Come avete scelto i luoghi e le persone che i ragazzi incontrano nel loro viaggio?

Abbiamo iniziato a fare i sopralluoghi nel settembre 2020, facendo quel viaggio più volte, coi ragazzi solo una ma da soli parecchie, e lo rifaremo! Mentre eravamo lì abbiamo esplorato i diversi luoghi, scattato foto, osservato le diverse location in relazione alle storie, parlato con la gente. L’agenzia di casting ci ha mandato dei video a New Orleans con storie che potevano funzionare, c’erano anche adolescenti che ci mandavano video quasi per gioco. Molti di loro li avevamo incontrati mentre facevamo le nostre ricerche, ci interessava chi per le sue esperienze apparteneva a quel paesaggio, e poteva dare un senso a ciò che stavamo filmando, e anche se il paradigma è un artificio ogni passaggio è vero grazie a questo.

Avevate in mente dall’inizio di lavorare con degli adolescenti?

Per questa storia la giovinezza era un imperativo, questi ragazzi hanno tantissima curiosità del mondo, forse sono persino naif ma sanno sorprendersi mentre i più grandi hanno ormai un certo disincanto. E mentre li seguiamo ci piacerebbe anche che lo spettatore provasse la stessa sorpresa pensando a dei sentimenti o a delle situazioni che ha conosciuto.

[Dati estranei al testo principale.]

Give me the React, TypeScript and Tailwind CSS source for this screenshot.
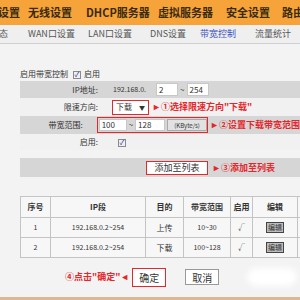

Accade in ogni momento nel film, è pieno di piccole e grandi epifanie impreviste, che hanno stupito anche noi che abbiamo creato le condizioni perché molto accadesse ma senza mai prestabilirlo. Questi ragazzi hanno una grande vitalità, e noi dobbiamo imparare da loro.

Siete due registi indipendenti, quanto è complicato per voi trovare i finanziamenti per i vostri film?

È un inferno! Il fatto è che abbiamo un dialogo tra di noi e non vogliamo che qualcuno ci imponga delle scelte o delle soluzioni. Così mettere insieme il budget per i nostri progetti è sempre difficile, abbiamo spesso delle idee folli, si devono fidare di cosa facciamo e del modo in cui lavoriamo che va al di là della sceneggiatura perché ci piace scoprire le cose mentre le realizziamo e non seguire un piano dove già tutto è deciso.

Vorrei tornare al paesaggio: ci sono molti segni e insieme come dicevate c’è il respiro di una continua improvvisazione che si fa immagine e cifra narrativa.

C’è in quei luoghi gente che ama la terra, e c’è il sogno di scoprire il paese, di ritrovare quella lunghissima storia di persone che si muovono. Avevamo spesso delle conversazioni su cosa era accaduto in passato in un certo luogo, e abbiamo provato a conoscerlo con l’energia dei ragazzi che ne sono parte. Le storie del paesaggio sono infinite, uno dei miei film preferiti è My Own Private Idaho (di Gus Van Sant) ma in quelle stesse location potrebbero esserci i Goonies. L’improvvisazione per noi è prioritaria anche in condizioni critiche, perché mette in gioco la nostra esperienza rispetto a una scrittura. Niente è così sorprendente come un film creato nel presente, è magico quando accade.